Considering the size of Edward's building, for it was very little if any smaller than the Abbey as we know it to-day, it is unlikely that all the parts described by the French chronicler were finished during the lifetime of the king. Indeed, the royal builder seems to have known that his eyes would never rest on his work, perfected as he dreamt of it. His longing therefore was that church and choir might be completed and dedicated, and for the rest he made such munificent gifts in land and money, plate and jewels to the Abbot, that he had no fear but that the building of the monastery with its cloisters and dormitories, infirmary and refectory, would be easily accomplished, even if he did not live to see it.
Signs were not wanting to warn him that the hour of his death was near at hand. He had ever firmly believed in dreams and visions, and of late these had been full of solemn meaning to him. He had seen the Seven Sleepers of Ephesus turning from their right sides to their left, and this he judged to be an omen which told of a great upheaval, of wars, pestilence, and famine, which should last for seventy years. Then, too, the Christ Child had appeared to him as he stood near the High Altar in the newly finished choir, and had told him how soon he was to be called hence. And, most wonderful of all, two pilgrims, just returned from the Holy Land, came to the king with a strange story.

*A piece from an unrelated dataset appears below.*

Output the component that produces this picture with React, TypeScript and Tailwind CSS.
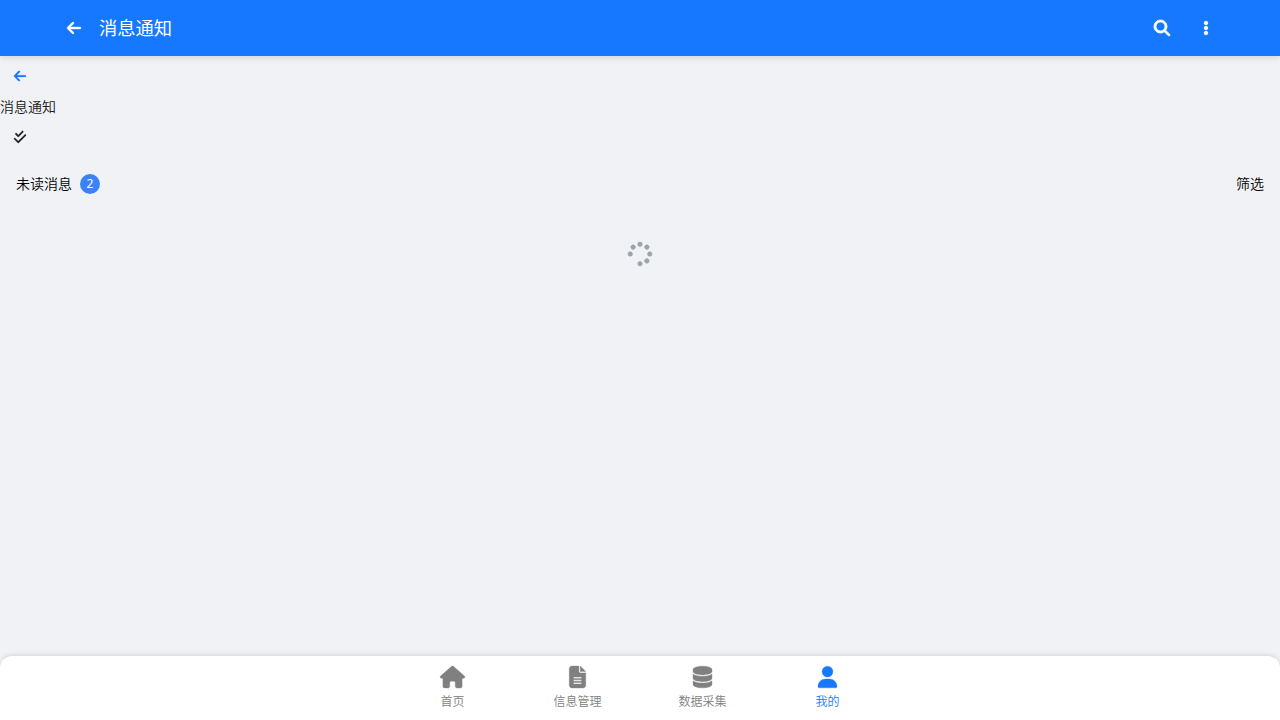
import React from "react";
import {
  FaArrowLeft,
  FaMagnifyingGlass,
  FaEllipsisVertical,
  FaCheckDouble,
  FaSpinner,
  FaHouse,
  FaFileLines,
  FaDatabase,
  FaUser,
} from "react-icons/fa6";

const tabs = [
  { label: "首页", icon: FaHouse, active: false, size: "h-[22px] w-[25px]" },
  { label: "信息管理", icon: FaFileLines, active: false, size: "h-[22px] w-[17px]" },
  { label: "数据采集", icon: FaDatabase, active: false, size: "h-[22px] w-[19px]" },
  { label: "我的", icon: FaUser, active: true, size: "h-[22px] w-[19px]" },
];

function TopBar() {
  return (
    <header className="z-10 h-14 shrink-0 bg-[#1677ff] text-white shadow-[0_2px_6px_rgba(0,0,0,0.12)]">
      <div className="mx-auto flex h-full max-w-[1200px] items-center px-4">
        <button className="flex size-9 items-center justify-center">
          <FaArrowLeft className="size-4 overflow-visible stroke-current stroke-[12]" />
        </button>
        <h1 className="-mt-0.5 ml-[7px] flex-1 text-[18.3px] leading-7 font-normal">消息通知</h1>
        <div className="flex gap-2">
          <button className="flex size-9 items-center justify-center">
            <FaMagnifyingGlass className="size-4 overflow-visible stroke-current stroke-[26]" />
          </button>
          <button className="flex size-9 items-center justify-center">
            <FaEllipsisVertical className="size-4 overflow-visible stroke-current stroke-[30]" />
          </button>
        </div>
      </div>
    </header>
  );
}

function TabBar() {
  return (
    <nav className="h-16 shrink-0 rounded-t-xl bg-white shadow-[0_-1px_5px_rgba(0,0,0,0.12)]">
      <div className="mx-auto grid h-full w-[500px] grid-cols-4">
        {tabs.map(({ label, icon: Icon, active, size }) => (
          <a
            key={label}
            className={
              active
                ? "flex flex-col items-center pt-[10px] text-[#1677ff]"
                : "flex flex-col items-center pt-[10px] text-[#808080]"
            }
          >
            <span className="flex h-[22px] items-center">
              <Icon className={`overflow-visible stroke-current stroke-[8] ${size}`} />
            </span>
            <span className="mt-1 text-xs leading-[18px]">{label}</span>
          </a>
        ))}
      </div>
    </nav>
  );
}

export default function App() {
  return (
    <div className="flex h-screen flex-col overflow-hidden bg-[#f0f2f5] font-['Noto_Sans_CJK_SC',sans-serif] text-sm font-[350] text-[#212121]">
      <TopBar />
      <main className="flex-1">
        <button className="flex size-10 items-center justify-center text-[#1677ff]">
          <FaArrowLeft className="size-[14px] overflow-visible stroke-current stroke-[8]" />
        </button>
        <div className="leading-[21px]">消息通知</div>
        <button className="flex size-10 items-center justify-center">
          <FaCheckDouble className="size-[14px] overflow-visible stroke-current stroke-[6]" />
        </button>
        <div className="flex h-[54px] items-center justify-between px-4">
          <div className="flex items-center gap-2">
            <span className="-mt-0.5 text-black">未读消息</span>
            <span className="flex size-5 items-center justify-center rounded-full bg-[#3b82f6] font-['Noto_Sans',sans-serif] text-xs font-normal text-white">
              2
            </span>
          </div>
          <button className="-mt-0.5 text-black">筛选</button>
        </div>
        <div className="flex justify-center pt-[31px]">
          <FaSpinner className="size-6 rotate-180 overflow-visible stroke-current stroke-[12] text-[#9ca3af]" />
        </div>
      </main>
      <TabBar />
    </div>
  );
}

Some time before, Edward was on his way to the dedication of a church he had built to St. John the Evangelist, when he passed a beggar who pleaded with him for his charity in the name of the Apostle of Love. The king carried no money with him, and his much-loved Chamberlain, Hugolin, was not at hand. Yet so tender-hearted was Edward that he could not pass the beggar by, and he took from his hand a ring, "large, royal, and beautiful." The beggar took it and vanished. But these two pilgrims told how while they were in Syria and in great straits, having wandered from their path, an old man with a long, white beard, carrying two lighted tapers, stood in their pathway and questioned them. When they spoke of their country and their king, he became very joyous, and declared how great a love he bore to Edward. Furthermore he led them to a hostel hard by, told them that lie was none other than St. John the Evangelist, and gave them the ring, bidding them to take it back to the king with the assurance that in half a year he should stand at his side in Paradise.
Edward accepted the story with childlike simplicity. He fasted more rigorously, he prayed more earnestly, and he decided to hasten on the hallowing of his church.
The Feast of Christmas was at hand, and the king summoned the Witan for the first time to Westminster, that they might take part in the great ceremony. Little did he dream how through the centuries to come Abbey and Parliament would be welded together.
On Christmas Day, though ill, he, wearing his crown, took part in the services, and was present at the Christmas banquet in the palace. He conversed with the bishops and the nobles, and appointed the feast of the Holy Innocents as the day on which the great event for which he had so longed should take place.
But his strength began to rapidly ebb away, and all who saw him knew him to be a dying man. Too weak to do more than set his signature to the charter of the foundation, he still insisted that the hallowing should take place. Death held no terrors for him; it was but the gate through which he must pass ere he could join that white-robed host of saints and martyrs whose presence he had felt so near to him through life. Only, like Simeon of old, there was one thing he desired before he could say, "Lord, now lettest Thou Thy servant depart in peace." Not till his church was consecrated would the desire of his heart be satisfied.
By his bedside stood his wife, the Lady Eadgytha, herself the founder of a convent church at Wilton. In life he had never loved her overmuch; like his kingdom, she occupied a very secondary place in his thoughts. But womanlike she forgot all that in this moment, and thought only how best she could help and comfort him. Calmly she carried out his every wish, and, acting as his representative, went, accompanied by her two brothers Harold and Garth, to the consecration of the Abbey Church by Stigand, Archbishop of Canterbury.
"Magnificently finished was the church," says an old writer, and it is not difficult for us to picture what took place there on this joyous festival. The walls, massive and stately in their simplicity, gleamed in their freshness, and formed a vivid contrast to the colours to be found in the vestments of the bishops and the priests, the robes of the acolytes and singing boys, the distinctive dress of the monks, and the varied costumes of nobles, both Norman and Saxon, who were assembled there. The lights shone on the High Altar, clouds of incense floated around it, and for the first time those walls resounded with chant and hymn and solemn antiphon.
"The work stands finished," murmured the king as the echoes of the music floated across to him.